Sununu vows to veto proposed New Hampshire congressional maps

By Christian Wade | The Center Square

Republican Gov. Chris Sununu says he will veto proposed maps for New Hampshire’s two congressional districts amid claims they’ve been “gerrymandered” in the GOP’s favor.

On Thursday, the state Senate voted 13-11 to approve a redistricting plan that included major changes to the congressional districts. The House had previously approved the plans.

Public domain

New Hampshire Gov. Chris Sununu

But lawmakers brushed aside Sununu’s recommended changes to the congressional maps. He issued a statement shortly after it passed saying he won’t sign it.

“The proposed congressional redistricting map is not in the best interest of New Hampshire and I will veto it as soon as it reaches my desk,” Sununu said. “The citizens of this state are counting on us to do better.”

The new maps, which were created by the Legislature’s GOP majority, would make the 1st Congressional District more Republican by shifting several GOP-leaning communities – including Salem, Hudson and Windham – into the district.

Meanwhile, it would make the 2nd Congressional District slightly more Democratic by including several Democratic-leaning communities, including Portsmouth, Rochester and Dover.

The 1st District is currently represented by Democrat Chris Pappas, while the 2nd District is represented by Democrat Annie Kuster.
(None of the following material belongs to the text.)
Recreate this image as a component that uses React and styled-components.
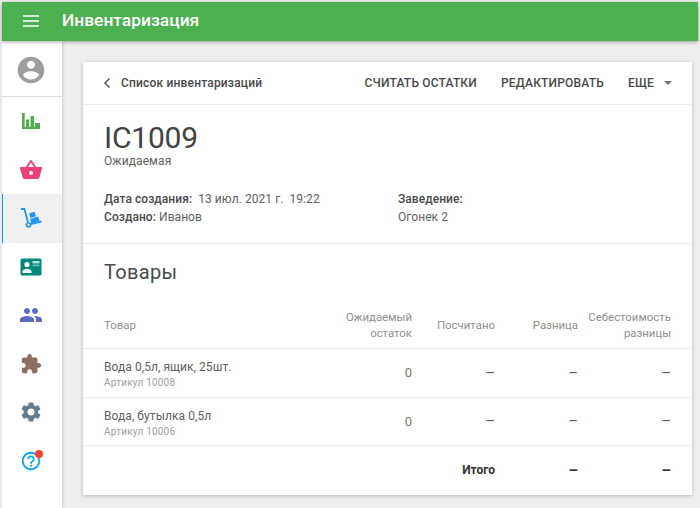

Both are facing challenges in next year’s midterm elections when Republicans will be seeking to regain control of Congress.

New Hampshire GOP Chairman Steve Stepanek caused a stir earlier this year when he “guaranteed” the state would elect a Republican to Congress in 2022 after redistricting.

Republicans argue that the changes will make the districts more competitive, by updating congressional boundaries that haven’t changed in years.

But Democrats and good government groups accuse GOP lawmakers of “institutionalized corruption” by carving up the state’s political boundaries in their favor.

“New Hampshire has a proud history of fair and competitive elections,” Kuster said in a statement on Thursday. “These maps fly in the face of that honored tradition.”

Devon Chaffee, executive director of the American Civil Liberties Union of New Hampshire, praised Sununu for his pledge to veto the congressional maps and called on him to also reject proposed districts for the state Senate, House and Executive Council, “which are also each gerrymandered.”

“Every Granite State voice should be heard equally in both our federal and state elections, and it should be the voters themselves who choose their politicians,” Chaffee said.